Strange -- I thought Scalia was a model justice to congressional Republicans. None of them checked the vote in Texas v. Johnson, I bet.
Comment #7
Thursday, June 29, 2006 at 14:59:11 mdt
Name: John T. Kennedy
URL: no-treason.com
"Nothing, absolutely nothing, can be said about an op-ed by a political science professor apparently ignorant of the fact that constitutional amendments are not subject to judicial review."
The Second Amendment has gotten plenty of judicial review. In practice the Supreme Court decides for itself what it's going to review, and it might decide that such an amendment contradicted the first amendment and thus was null and void absent the repeal of the first.
Comment #8
Thursday, June 29, 2006 at 19:46:53 mdt
Name: Mike Hardy
:: the Supreme Court
:: .....
:: might decide that such an amendment contradicted the
:: first amendment and thus was null and void absent the
:: repeal of the first.
Well, I suppose they might decide 2 + 2 = 5.
But they could also decide that if the two amendments
contradict each other then the new one supercedes the
First and so we no longer have free speech.
(BTW, you do realize, don't you, that normal humans,
as opposed to lawyers, regard the word "absent" as a
adjective rather than a preposition?)
Comment #9
Thursday, June 29, 2006 at 20:48:54 mdt
Name: John T. Kennedy
URL: http://no-treason.com
"But they could also decide that if the two amendments contradict each other then the new one supercedes the First and so we no longer have free speech."
I wouldn't put it past them.
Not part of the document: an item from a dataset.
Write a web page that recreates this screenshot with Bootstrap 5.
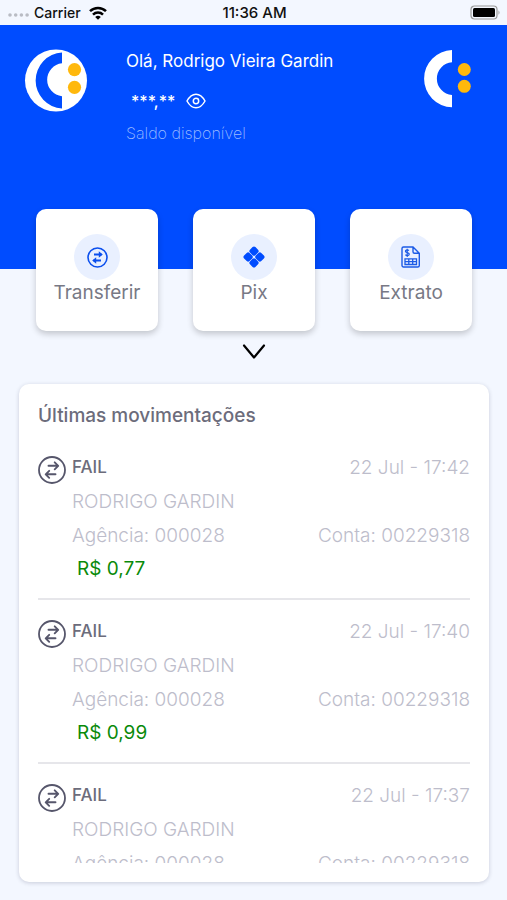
<!DOCTYPE html>
<html lang="pt-BR">
<head>
<meta charset="utf-8">
<meta name="viewport" content="width=device-width, initial-scale=1">
<title>Conta</title>
<link href="https://cdn.jsdelivr.net/npm/bootstrap@5.3.0/dist/css/bootstrap.min.css" rel="stylesheet">
<style>
  body { font-family: Inter, "Liberation Sans", sans-serif; background: #f3f7ff; }
  svg { display: block; flex: none; }
  .status-bar { height: 25px; font-size: 14px; line-height: 25px; font-weight: 500; color: #111; padding: 0 6px 0 8px; }
  .status-side { flex: 1 1 0; }
  .status-time { font-size: 15px; }
  .hero { background: #004cff; color: #fff; height: 244px; padding: 24px 36px 0 24px; }
  .greeting { font-size: 17px; line-height: 24px; padding-left: 38px; }
  .balance { height: 32px; margin-top: 12px; padding-left: 5px; gap: 11px; font-size: 16px; font-weight: 500; }
  .balance-label { font-size: 16px; line-height: 24px; margin-top: 4px; font-weight: 200; color: #9dbcff; }
  .actions { margin-top: -60px; padding: 0 35px 0 36px; gap: 35px; }
  .action-tile { flex: 1 1 0; aspect-ratio: 1; background: #fff; border-radius: 10px; color: #787985; font-size: 19px; line-height: 26px; box-shadow: 0 3px 6px rgba(0,0,0,.2); }
  .action-tile:hover { background: #f8faff; }
  .action-disc { width: 46px; height: 46px; border-radius: 50%; background: #e9f0ff; }
  .expand { margin: 11px auto 23px; }
  .history { margin: 0 18px 18px 19px; padding: 17px 19px 19px; border-radius: 10px; box-shadow: 0 1px 4px rgba(30,35,70,.2); min-height: 0; }
  .history-title { font-size: 19px; line-height: 30px; font-weight: 500; color: #6c6c7b; }
  .entries { min-height: 0; margin-top: 20px; }
  .entry { padding-bottom: 13px; margin-bottom: 15px; border-bottom: 2px solid #e6e6ea; gap: 6px; font-size: 19px; line-height: 34px; font-weight: 300; color: #bdbdcb; }
  .entry-icon { margin-top: 5px; }
  .entry-status { font-size: 17px; line-height: 32px; font-weight: 500; color: #6c6c7b; }
  .entry-amount { font-weight: 400; line-height: 32px; color: #0a8a0a; padding-left: 5px; }
</style>
<script src="https://cdn.jsdelivr.net/npm/bootstrap@5.3.0/dist/js/bootstrap.bundle.min.js" defer></script>
</head>
<body>
<svg width="0" height="0" class="position-absolute" aria-hidden="true">
  <symbol id="swap" viewBox="0 0 28 28">
    <g fill="none" stroke="currentColor" stroke-linecap="round" stroke-linejoin="round">
      <circle cx="14" cy="14" r="13" stroke-width="1.8"/>
      <path stroke-width="1.9" d="M10.500 9.800H20M16.700 6.300l3.500 3.500-3.500 3.500M17.500 18.300H8M11.200 14.800L7.700 18.300l3.500 3.500"/>
    </g>
  </symbol>
</svg>
<div class="vh-100 d-flex flex-column overflow-hidden">
  <div class="status-bar d-flex align-items-center">
    <div class="status-side d-flex align-items-center">
      <svg width="22" height="10" viewBox="0 0 22 10" fill="#b9bcc4"><circle cx="2" cy="7" r="1.8"/><circle cx="7.700" cy="7" r="1.8"/><circle cx="13.400" cy="7" r="1.8"/><circle cx="19.100" cy="7" r="1.8"/></svg>
      <span class="ms-1 me-2">Carrier</span>
      <svg width="18" height="14" viewBox="0 0 18 14" fill="none" stroke="#000" stroke-width="2.500"><path d="M1 5.200a11.500 11.500 0 0 1 16 0M4 8.600a7.200 7.200 0 0 1 10 0"/><path d="M9 13.800L6.200 11a4 4 0 0 1 5.600 0z" fill="#000" stroke="none"/></svg>
    </div>
    <span class="status-time">11:36 AM</span>
    <div class="status-side d-flex justify-content-end">
      <svg width="31" height="15" viewBox="0 0 31 15"><rect x="1" y="1" width="26" height="13" rx="3.500" fill="none" stroke="#999" stroke-width="1.200"/><rect x="3" y="3" width="22" height="9" rx="1.500"/><path d="M28.500 5.200q2 2.300 0 4.600z" fill="#999"/></svg>
    </div>
  </div>

  <header class="hero d-flex align-items-start flex-shrink-0">
    <svg width="64" height="64" viewBox="0 0 64 64" role="img" aria-label="Perfil">
      <circle cx="32" cy="31.500" r="31" fill="#fff"/>
      <path d="M38 3.500A28.050 28.050 0 0 0 38 59.500V47.300A16.650 16.650 0 0 1 38 14.200Z" fill="#004cff"/>
      <circle cx="50.500" cy="20.600" r="6.600" fill="#ffb80c"/><circle cx="50.500" cy="38.300" r="6.600" fill="#ffb80c"/>
    </svg>
    <div class="flex-grow-1">
      <div class="greeting">
        <div>Olá, Rodrigo Vieira Gardin</div>
        <div class="balance d-flex align-items-center">
          <span>***,**</span>
          <button type="button" class="btn p-0 border-0 text-white" aria-label="Mostrar saldo">
            <svg width="20" height="16" viewBox="0 0 20 16" fill="none" stroke="currentColor" stroke-width="1.500"><path d="M1 8C3.500 3.500 6.500 1.200 10 1.200S16.500 3.500 19 8C16.500 12.500 13.500 14.800 10 14.800S3.500 12.500 1 8Z"/><circle cx="10" cy="8" r="2.700"/></svg>
          </button>
        </div>
        <div class="balance-label">Saldo disponível</div>
      </div>
    </div>
    <svg width="48" height="60" viewBox="0 0 48 60" role="img" aria-label="Logotipo">
      <path d="M29 1A28.660 28.660 0 0 0 29 58.300V46A16.400 16.400 0 0 1 29 13.300Z" fill="#fff"/>
      <circle cx="41.300" cy="20.500" r="6.500" fill="#ffb80c"/><circle cx="41.300" cy="37.300" r="6.500" fill="#ffb80c"/>
    </svg>
  </header>

  <nav class="actions d-flex flex-shrink-0" aria-label="Ações">
    <button type="button" class="action-tile btn border-0 p-0 d-flex flex-column align-items-center justify-content-center">
      <span class="action-disc d-flex align-items-center justify-content-center"><svg width="21" height="21" viewBox="0 0 21 21" fill="none" stroke="#0b4fee" stroke-width="1.600"><circle cx="10.500" cy="10.500" r="9.500"/><path d="M7 7.500H14.500M14 13.500H6.500" stroke-width="1.800"/><path d="M11.800 4.300l4 3.200-4 3.200zM9.200 10.300L5.200 13.500l4 3.200z" fill="#0b4fee" stroke="none"/></svg></span>
      Transferir
    </button>
    <button type="button" class="action-tile btn border-0 p-0 d-flex flex-column align-items-center justify-content-center">
      <span class="action-disc d-flex align-items-center justify-content-center"><svg width="22" height="22" viewBox="0 0 22 22" fill="#004cff"><g transform="rotate(45 11 11)"><rect x="3" y="3" width="7.700" height="7.700" rx="2"/><rect x="11.300" y="3" width="7.700" height="7.700" rx="2"/><rect x="3" y="11.300" width="7.700" height="7.700" rx="2"/><rect x="11.300" y="11.300" width="7.700" height="7.700" rx="2"/></g></svg></span>
      Pix
    </button>
    <button type="button" class="action-tile btn border-0 p-0 d-flex flex-column align-items-center justify-content-center">
      <span class="action-disc d-flex align-items-center justify-content-center"><svg width="20" height="22" viewBox="0 0 20 22" fill="none" stroke="#1c5be6" stroke-width="1.400"><path d="M2.500 1H12l6.300 6.300V19.500a1.500 1.500 0 0 1-1.500 1.500H2.500A1.500 1.500 0 0 1 1 19.500v-17A1.500 1.500 0 0 1 2.500 1ZM12 1v4.800a1.500 1.500 0 0 0 1.500 1.500h4.800"/><path d="M8 4.500Q5.800 3 4.600 4.600 4 6.200 6.200 6.700 8.700 7.200 8 8.900 6.500 10.300 4.300 8.800M6.200 2.700V11" stroke-width="1.200"/><path d="M4 12.800h11.500v5.700H4ZM4 15.700h11.500M7.800 12.800v5.700M11.700 12.800v5.700" stroke-width="1.300"/></svg></span>
      Extrato
    </button>
  </nav>

  <button type="button" class="expand btn p-0 border-0 flex-shrink-0 d-flex" aria-label="Mais opções">
    <svg width="24" height="19" viewBox="0 0 24 19" fill="none" stroke="#000" stroke-width="2.200" stroke-linecap="round" stroke-linejoin="round"><path d="M2 3.500L12 15.500 22 3.500"/></svg>
  </button>

  <section class="history bg-white d-flex flex-column flex-grow-1">
    <h1 class="history-title m-0">Últimas movimentações</h1>
    <div class="entries flex-grow-1 overflow-hidden">
      <article class="entry d-flex align-items-start">
        <svg class="entry-icon" width="28" height="28" color="#56566b"><use href="#swap"/></svg>
        <div class="flex-grow-1">
          <div class="d-flex justify-content-between"><span class="entry-status">FAIL</span><span>22 Jul - 17:42</span></div>
          <div>RODRIGO GARDIN</div>
          <div class="d-flex justify-content-between"><span>Agência: 000028</span><span>Conta: 00229318</span></div>
          <div class="entry-amount">R$ 0,77</div>
        </div>
      </article>
      <article class="entry d-flex align-items-start">
        <svg class="entry-icon" width="28" height="28" color="#56566b"><use href="#swap"/></svg>
        <div class="flex-grow-1">
          <div class="d-flex justify-content-between"><span class="entry-status">FAIL</span><span>22 Jul - 17:40</span></div>
          <div>RODRIGO GARDIN</div>
          <div class="d-flex justify-content-between"><span>Agência: 000028</span><span>Conta: 00229318</span></div>
          <div class="entry-amount">R$ 0,99</div>
        </div>
      </article>
      <article class="entry d-flex align-items-start">
        <svg class="entry-icon" width="28" height="28" color="#56566b"><use href="#swap"/></svg>
        <div class="flex-grow-1">
          <div class="d-flex justify-content-between"><span class="entry-status">FAIL</span><span>22 Jul - 17:37</span></div>
          <div>RODRIGO GARDIN</div>
          <div class="d-flex justify-content-between"><span>Agência: 000028</span><span>Conta: 00229318</span></div>
        </div>
      </article>
    </div>
  </section>
</div>
</body>
</html>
I've listened to recordings of the Supreme Court deliberations and they are astonishing for their muddled thinking.
Comment #10
Friday, June 30, 2006 at 0:27:40 mdt
Name: softwarenerd
URL: http://softwarenerd.blogspot.com
"[SCOTUS] are astonishing for their muddled thinking".
That's because a lot of the time, they're simply concocting rationalizations for the conclusions they already arrived at through other means. People understand this well enough when they refer to judges as being left or right. The court is becoming (perhaps it always was) a kind of "super-senate". It's a group of 9 oldies who want to keep the temporal swings of democracy in check, while allowing the secular [as in "long term"] will of democracy to change the law.
The way the amendment is written, the judges have ample wiggle room. Not sure how many of them will use it.
Comment #11
Friday, June 30, 2006 at 18:12:15 mdt
Name: John T. Kennedy
URL: http://no-treason.com
The point is that whether or not the Supreme Court is supposed to review Constitutional amendments, in practice it will at it's discretion.